10Jair Bolsonaro, militar reformado e parlamentar de extrema direita do “baixo clero” por trinta anos, praticamente expulso das forças armadas, nunca conseguiu aprovar qualquer projeto de sua iniciativa. Considerado por seus pares uma figura folclórica e irrelevante, sempre se destacou na mídia, chamando atenção, por seu discurso raivoso e violento a favor do Golpe de 1964 e da Ditadura Militar. Até então, tinha como base eleitoral a chamada “família militar”, cujos interesses defendia de forma corporativa e alicerçado em uma moral conservadora. A “nova (extrema) direita” encontrou nele, em um determinado momento, o representante certo para a sua estratégia belicosa e histriônica (política de choque) (Rochaa: op. cit.), que tem como centro um ideário econômico ultraneoliberal, o combate permanente à esquerda em geral, o ataque à democracia liberal e a promoção da chamada “Guerra Cultural” (Rochab: 2021), com a propagação de valores conservadores e reacionários. Bolsonaro, por sua vez, facilitou esse encontro transitando rapidamente de sua tradicional posição “estatista e intervencionista” em direção ao neoliberalismo sem restrições.

11 Uma matéria na Folha de São Paulo, intitulada “Lula se queixa de dormência dos movimentos sociais durante o seu governo”, informa que o presidente faz o seguinte diagnóstico sobre o atual momento: “… parte da esquerda teria perdido contato com os lugares onde moram as pessoas das classes mais desfavorecidas, nos bairros periféricos e favelas, e isso estaria na origem das dificuldades de mobilização atuais. As dificuldades em identificar as demandas e preocupações dos grupos dos quais historicamente são mais próximos estariam, então, tirando a força de mobilização da esquerda.” (FSP, 26/08/2023)

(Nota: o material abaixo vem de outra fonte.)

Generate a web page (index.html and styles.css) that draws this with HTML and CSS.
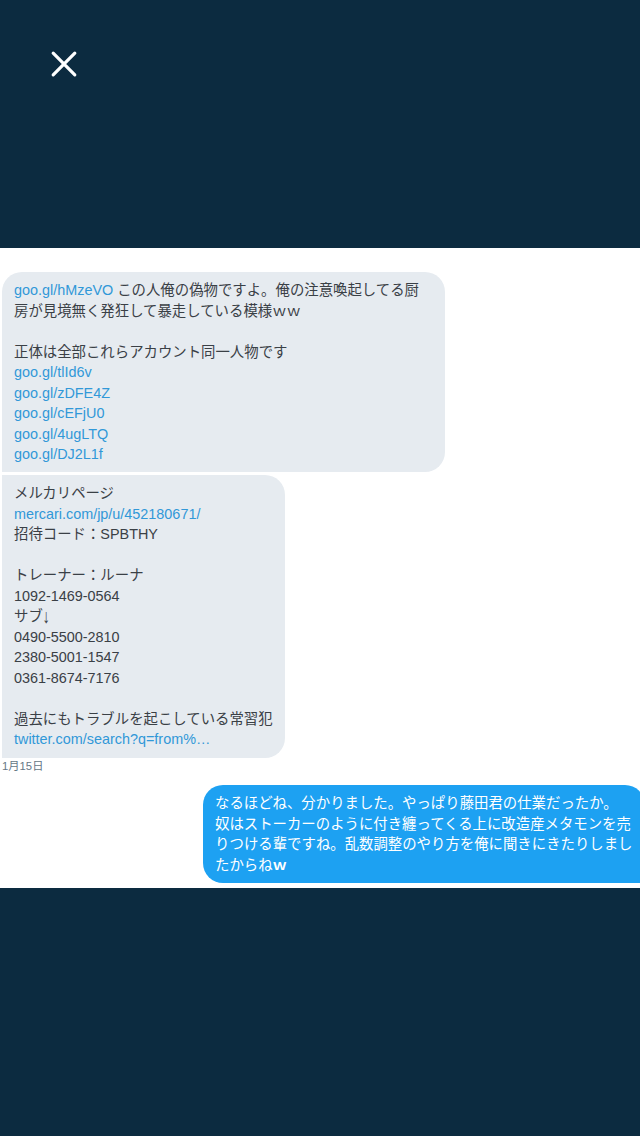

12Talvez se possa até conjecturar que a luta de classes no Brasil, no terceiro milênio, transferiu o seu palco principal das fábricas para as periferias dos grandes centros urbanos – território no qual se confrontam distintas visões de mundo, que abrangem as diversas dimensões das relações sociais (política, cultural, religiosa, do trabalho etc.) e o cotidiano de suas populações.